O processo de Bolonha vai certamente dar novos passos na reunião do mesmo tipo, em Praga, no próximo mês. A preparação desta reunião, em muitos países europeus mas não em Portugal, tem originado um largo debate nas universidades, como por exemplo a realização dos “Bologna days” para discussão deste processo. Como passo importante da preparação da reunião de Praga, houve no último fim de semana de Março uma reunião em Salamanca em que estiveram representadas universidades de toda a Europa e cujas conclusões vão inteiramente ao encontro da declaração de Bolonha, revelando o empenhamento das universidades europeias num esforço conjunto para “renovar e rejuvenescer o ensino superior; redefini-lo à escala europeia; promover a empregabilidade e mobilidade dos estudantes e professores; avançar na compatibilidade entre instituições e currículos; assegurar a qualidade; e serem mais competitivas, sem exclusão da cooperação”. 

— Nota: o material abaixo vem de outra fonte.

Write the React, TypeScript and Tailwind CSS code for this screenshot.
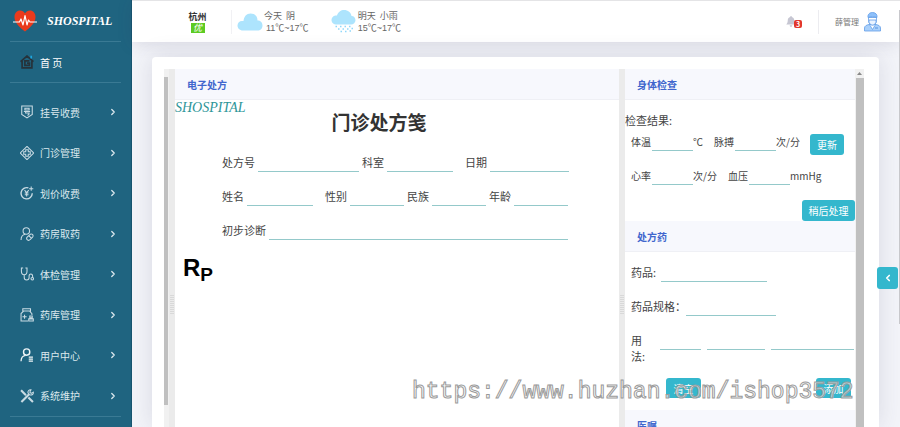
import type { ReactNode } from 'react'
import { ChevronLeft, ChevronRight } from 'lucide-react'

const menu: { label: string; icon: ReactNode }[] = [
  {
    label: '挂号收费',
    icon: (
      <>
        <path d="M2.500 1.500h15v12L10 18.500l-7.500-5z" />
        <path d="M7 4.500h6v2.500H7zM5.500 9.200h9M8 9.200v2.300h5c0 2-.6 3-2.500 3" />
      </>
    ),
  },
  {
    label: '门诊管理',
    icon: (
      <>
        <path d="M10 .5 19.500 10 10 19.500.5 10z" strokeLinejoin="round" />
        <path d="M8.200 5.300h3.600v2.900h2.900v3.600h-2.900v2.900H8.200v-2.900H5.300V8.200h2.900z" />
      </>
    ),
  },
  {
    label: '划价收费',
    icon: (
      <>
        <path d="M12 2.800A8 8 0 1 0 17.500 10.500" strokeWidth="2" />
        <path d="M16 .8v6M13 3.800h6" />
        <path d="m6.500 6 3 3.500 3-3.500M9.500 9.500V15M6.800 10h5.400M6.800 12.400h5.400" />
      </>
    ),
  },
  {
    label: '药房取药',
    icon: (
      <>
        <circle cx="9" cy="5.800" r="4.600" />
        <path d="M1.500 18.500c0-4.500 2.500-7.500 6-8.100" />
        <path d="M10.200 14.500 14 10.800a2.600 2.600 0 0 1 4 3.600l-3.600 3.500a2.600 2.600 0 0 1-4.200-3.400zM12.500 12.500l3.800 3.500" />
      </>
    ),
  },
  {
    label: '体检管理',
    icon: (
      <>
        <path d="M4.500 1.500H2v4.500c0 3 1.700 5 4 5s4-2 4-5V1.500H7.700M6 11v3.500C6 17 7.600 18.500 9.500 18.500S13 17 13 15v-2c0-2 1-3 2.500-3s2.500 1.200 2.500 3v2" />
        <circle cx="17.500" cy="16.800" r="1.800" />
      </>
    ),
  },
  {
    label: '药库管理',
    icon: (
      <>
        <path d="M4 1.200h11v3H4zM5.500 4.200 1.500 8v10.500h10M13.500 4.200 17 8v2M3.500 12.500h6M6.500 9.500v6" />
        <path d="M14 11.500h3.500v2.500H14zM12.500 15.500h6.500v3h-6.500z" />
      </>
    ),
  },
  {
    label: '用户中心',
    icon: (
      <>
        <circle cx="9.500" cy="5.800" r="4.500" stroke="#f0f6f8" strokeWidth="2" />
        <path d="M1.500 19c0-5 2.500-8 6.500-8.500M12.500 13h6M12.500 15.800h6M12.500 18.600h6" stroke="#f0f6f8" strokeWidth="1.800" />
      </>
    ),
  },
  {
    label: '系统维护',
    icon: (
      <>
        <path d="M1.500 1.700 8.500 9M12 12l6.500 6.500" strokeWidth="3" />
        <path d="M2 18.500 13 7.500" strokeWidth="3" />
        <path d="M19 4.500 16 6.300 14 4.400 15.700 1.200c-2.700-.5-5 1.700-4.200 4.500l2.700 2.700c2.700.9 5.500-1 4.800-3.900z" />
      </>
    ),
  },
]

function HeartLogo() {
  return (
    <svg viewBox="0 0 48 44" className="w-6 h-[22px]">
      <path d="M24 43C14 35 3 26 3 14 3 6 8 1 14 1c4 0 8 2 10 6 2-4 6-6 10-6 6 0 11 5 11 13 0 12-11 21-21 29z" fill="#ea3a1c" />
      <path d="M0 24h13l3-6 4 12 4-19 4 19 3-10 3 4h14" fill="none" stroke="#fff" strokeWidth="2.400" strokeLinejoin="round" />
    </svg>
  )
}

function Cloud({ rain = false }: { rain?: boolean }) {
  return (
    <svg viewBox="0 0 52 46" className="w-[26px] h-[23px]" fill="#ade4fd">
      {rain ? (
        <>
          <path d="M11 29a9 9 0 0 1-2-18c2 0 3 0 3 0C14 4 20 0 26 0c8 0 14 5 15 12 5 0 8 4 8 8.500S45 29 40 29z" />
          <path d="M9 33h3M18 33h3M27 33h3M36 33h3M14 38h3M23 38h3M32 38h3M41 37h3M19 43h3M28 43h3M37 42h3" stroke="#8fd8fa" strokeWidth="3" />
        </>
      ) : (
        <path d="M12 41C5 41 1 36 1 31s4-9 9-9h3C14 13 19 7 27 7c8 0 14 5 14 14 6 0 10 4 10 10s-4 10-10 10z" />
      )}
    </svg>
  )
}

function Doctor() {
  return (
    <svg viewBox="0 0 34 40" className="w-[17px] h-5" stroke="#5c9ae6" strokeWidth="1.500">
      <path d="M1 38v-6c0-4 4-6 9-7h14c5 1 9 3 9 7v6z" fill="#a9d0fb" />
      <path d="M11 25l6 10 6-10z" fill="#fff" />
      <path d="M9 11v6c0 6 4 9 8 9s8-3 8-9v-6z" fill="#fff" />
      <path d="M8 11c-1-6 3-10 9-10s10 4 9 10c-6-2-12-2-18 0z" fill="#8ec0fa" />
      <path d="M10 16h14v3c0 4-3 7-7 7s-7-3-7-7z" fill="#eaf3ff" />
      <path d="M22 32h6" stroke="#3c7fd8" />
    </svg>
  )
}

function Sidebar() {
  return (
    <aside className="w-[132px] shrink-0 bg-[#1f6480] border-r border-[#175570] px-[10px] text-white">
      <div className="h-[42px] flex items-center gap-[10px] pl-[3px] border-b border-[#3a7a94]">
        <HeartLogo />
        <span className="font-['Liberation_Serif'] text-[12px] font-bold italic">SHOSPITAL</span>
      </div>
      <a href="#home" className="h-[41px] flex items-center gap-[6px] pl-[10px] border-b border-[#3a7a94] text-[10px]">
        <svg viewBox="0 0 20 20" className="w-[14px] h-[14px]" fill="none" stroke="#26323a" strokeWidth="2.400">
          <path d="M.8 9.500 10 1.500l9.200 8M3 8.500v10h14v-10M13.500 8.500H7v6.300h6.500v-3.300H10" />
          <path d="M16 1v4" stroke="#1da6e0" />
        </svg>
        首 页
      </a>
      <nav className="h-[334px] pt-[9px] grid auto-rows-fr border-b border-[#3a7a94]">
        {menu.map((m) => (
          <a key={m.label} href="#menu" className="flex items-center gap-[6px] pl-[10px] text-[10px] text-[#dce9ee]">
            <svg viewBox="0 0 20 20" className="w-[14px] h-[14px]" fill="none" stroke="#c9dbe3" strokeWidth="1.500">
              {m.icon}
            </svg>
            <span className="flex-1">{m.label}</span>
            <ChevronRight className="w-[10px] h-[10px] mr-[3px]" strokeWidth={3} />
          </a>
        ))}
      </nav>
    </aside>
  )
}

function Header() {
  return (
    <header className="h-[42px] shrink-0 bg-white border-t border-[#e4e4e6] shadow-[0_2px_16px_rgba(60,60,90,0.14)] flex items-center text-[9px] leading-3 text-[#666]">
      <div className="w-[100px] h-6 pl-8 border-r border-[#f1f1f4] flex flex-col items-center justify-center">
        <b className="text-[#333]">杭州</b>
        <span className="w-[14px] h-[10px] bg-[#5ccb22] text-white italic leading-[10px] text-center">优</span>
      </div>
      <div className="flex items-center ml-[5px]">
        <Cloud />
        <div className="ml-px">
          <p>今天&nbsp; 阴</p>
          <p className="pl-[2px] font-['Liberation_Sans','Noto_Sans_CJK_SC',sans-serif]">11℃~17℃</p>
        </div>
      </div>
      <div className="flex items-center ml-[22px]">
        <Cloud rain />
        <div className="ml-px">
          <p>明天&nbsp; 小雨</p>
          <p className="font-['Liberation_Sans','Noto_Sans_CJK_SC',sans-serif]">15℃~17℃</p>
        </div>
      </div>
      <button className="relative ml-auto w-4 h-3 mr-4" aria-label="消息">
        <svg viewBox="0 0 20 22" className="w-[10px] h-[11px]" fill="#c6c6d2">
          <path d="M10 0c1.200 0 1.600.8 1.600 1.800C15 2.600 16.500 5.500 16.500 9c0 4 1.500 6 3 8H.5c1.500-2 3-4 3-8C3.500 5.500 5 2.600 8.400 1.800 8.400.8 8.800 0 10 0zM7.500 18.500h5c0 2-1 3-2.500 3s-2.500-1-2.500-3z" />
        </svg>
        <span className="absolute right-0 top-1 w-2 h-2 rounded-[2px] bg-[#e2362b] text-white text-[7px] leading-2 font-bold">3</span>
      </button>
      <div className="h-6 border-l border-[#ececf0] pl-4 pr-[19px] flex items-center gap-[5px] text-[8px] text-[#777]">
        薛管理
        <Doctor />
      </div>
    </header>
  )
}

type LineProps = { id: string; width: string; label?: string; unit?: string; gap?: string }

function Line({ id, width, label, unit, gap = 'mr-[3px]' }: LineProps) {
  return (
    <div className="flex items-center h-5 shrink-0">
      {label && <label htmlFor={id} className={`${gap} whitespace-nowrap`}>{label}</label>}
      <input id={id} aria-label={label ?? id} className={`${width} h-5 border-b border-[#94c9ca] outline-none bg-transparent`} />
      {unit && <span>{unit}</span>}
    </div>
  )
}

function PanelTitle({ children }: { children: ReactNode }) {
  return (
    <h3 className="h-[31px] shrink-0 pl-3 flex items-center bg-[#f7f8fd] border-b border-[#eff0f5] text-[10px] font-bold text-[#4166cd]">
      {children}
    </h3>
  )
}

function Splitter() {
  return (
    <div className="w-[6px] shrink-0 bg-[#ebebeb] flex justify-center pt-[226px]">
      <svg width="4" height="19" stroke="#c6c6c6" strokeDasharray="1 1">
        <path d="M1 0v19M3 0v19" />
      </svg>
    </div>
  )
}

function Prescription() {
  return (
    <section className="flex-1 min-w-0">
      <PanelTitle>电子处方</PanelTitle>
      <p className="h-4 font-['Liberation_Serif'] text-[14px] leading-4 italic text-[#2d9598]">SHOSPITAL</p>
      <h1 className="h-9 pr-9 text-center text-[19px] leading-[12px] font-bold text-[#333]">门诊处方笺</h1>
      <div className="pl-[47px] flex flex-col gap-[14px] text-[11px]">
        <div className="flex">
          <Line id="no" label="处方号" width="w-[101px]" />
          <div className="ml-[3px]"><Line id="dept" label="科室" width="w-[66px]" /></div>
          <div className="ml-3"><Line id="date" label="日期" width="w-[79px]" /></div>
        </div>
        <div className="flex">
          <Line id="name" label="姓名" width="w-[66px]" />
          <div className="ml-3"><Line id="sex" label="性别" width="w-[54px]" /></div>
          <div className="ml-[3px]"><Line id="nation" label="民族" width="w-[54px]" /></div>
          <div className="ml-[3px]"><Line id="age" label="年龄" width="w-[54px]" /></div>
        </div>
        <Line id="diagnosis" label="初步诊断" width="w-[299px]" />
      </div>
      <p className="mt-[14px] pl-2 font-['Liberation_Sans'] text-[24px] leading-7 font-bold text-black">
        R<sub className="text-[19px]">P</sub>
      </p>
    </section>
  )
}

const btn = 'rounded-[3px] bg-[#34b7cd] text-white text-[10px] flex items-center justify-center'

function SidePanel() {
  return (
    <section className="w-[230px] shrink-0 overflow-hidden">
      <PanelTitle>身体检查</PanelTitle>
      <p className="mt-3 h-4 text-[11px] leading-4">检查结果:</p>
      <div className="pl-[6px] pt-[3px] flex flex-col text-[10px]">
        <div className="flex h-6">
          <Line id="temp" label="体温" width="w-[41px]" unit="℃" gap="mr-px" />
          <div className="ml-[11px]"><Line id="pulse" label="脉搏" width="w-[41px]" unit="次/分" gap="mr-px" /></div>
          <button className={`${btn} w-[34px] h-[21px] ml-[10px] self-end`}>更新</button>
        </div>
        <div className="flex mt-2 h-6 items-center">
          <Line id="heart" label="心率" width="w-[41px]" unit="次/分" gap="mr-px" />
          <div className="ml-[11px]"><Line id="pressure" label="血压" width="w-[41px]" unit="mmHg" gap="mr-px" /></div>
        </div>
        <button className={`${btn} w-[53px] h-[21px] mt-[13px] self-end`}>稍后处理</button>
      </div>
      <PanelTitle>处方药</PanelTitle>
      <div className="pl-[6px] pt-[10px] text-[11px] flex flex-col gap-[14px]">
        <div className="flex gap-[5px]">
          <label htmlFor="drug" className="leading-5">药品:</label>
          <Line id="drug" width="w-[106px]" />
        </div>
        <div className="flex">
          <label htmlFor="spec" className="leading-5">药品规格：</label>
          <Line id="spec" width="w-[90px]" />
        </div>
        <div className="flex gap-[6px]">
          <label htmlFor="usage" className="w-[23px] leading-4 pt-[2px]">用<br />法:</label>
          <Line id="usage" width="w-[41px]" />
          <Line id="dose" width="w-[58px]" />
          <Line id="freq" width="w-[83px]" />
        </div>
      </div>
      <div className="flex justify-between pl-[41px] pr-1 pt-[14px] pb-3">
        <button className={`${btn} w-[35px] h-5`}>清空</button>
        <button className={`${btn} w-[35px] h-5`}>添加</button>
      </div>
      <PanelTitle>医嘱</PanelTitle>
    </section>
  )
}

export default function App() {
  return (
    <div className="relative h-screen overflow-hidden flex bg-[#f3f4f9] text-[#444] font-['Noto_Sans_CJK_SC',sans-serif]">
      <Sidebar />
      <div className="flex-1 min-w-0 flex flex-col">
        <Header />
        <main className="flex-1 min-h-0 mt-[15px] ml-5 mr-[21px] pl-3 pr-[15px] pt-3 flex rounded-t bg-white shadow-[0_0_24px_rgba(60,60,90,0.14)]">
          <div className="w-[5px] shrink-0 bg-[#f1f1f1] pt-2">
            <div className="w-1 h-[328px] bg-[#c0c0c0]" />
          </div>
          <Splitter />
          <Prescription />
          <Splitter />
          <SidePanel />
          <div className="w-[9px] shrink-0 bg-[#f1f1f1] flex flex-col items-center">
            <svg viewBox="0 0 9 9" className="w-[9px] h-[9px]" fill="#888"><path d="M2 6l2.500-3L7 6z" /></svg>
            <div className="w-2 flex-1 bg-[#c0c0c0]" />
          </div>
        </main>
      </div>
      <button aria-label="展开" className={`${btn} absolute right-[2px] top-[267px] w-[21px] h-[22px]`}>
        <ChevronLeft className="w-[10px] h-[10px]" strokeWidth={4} />
      </button>
      <div className="absolute right-0 top-[10px] w-px h-[314px] bg-[#c8c8cc]" />
      <p className="absolute left-[412px] top-[376px] pointer-events-none whitespace-nowrap font-['Liberation_Mono'] text-[23px] leading-8 text-white/60 [-webkit-text-stroke:1px_#9a9a9a]">
        https://www.huzhan.com/ishop3572
      </p>
    </div>
  )
}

Entre os documentos disponíveis no “site” da Internet da reunião de Salamanca, e que presumo que possam ser documentos de trabalho para Praga, contam-se numerosos relatórios nacionais de origem governamental em que os países signatários da declaração de Bolonha apresentam os seus planos de reforma e, em muitos casos, mudanças já concretizadas. Portugal não apresentou nenhum relatório. Como podia fazê-lo? O que é que já foi feito, estudado, discutido ou decidido desde Bolonha para cá? Qual será a posição que o Governo vai adoptar em Praga, no próximo mês? Julgo que ninguém sabe ao certo qual é a posição do ministério sobre a declaração de Bolonha, qual é a sua linha de orientação sobre esta matéria. As universidades, que eu saiba, também não têm pressionado o governo ou tomado as suas próprias iniciativas para lançar o debate sobre o processo de Bolonha. Como universitário interessado, e estou certo de que como a imensa maioria dos meus colegas, para já não falar dos estudantes e dos parceiros sociais da universidade, sinto-me à margem de todo um riquíssimo debate sobre a universidade que atravessa a Europa mas que tarda a chegar a Portugal.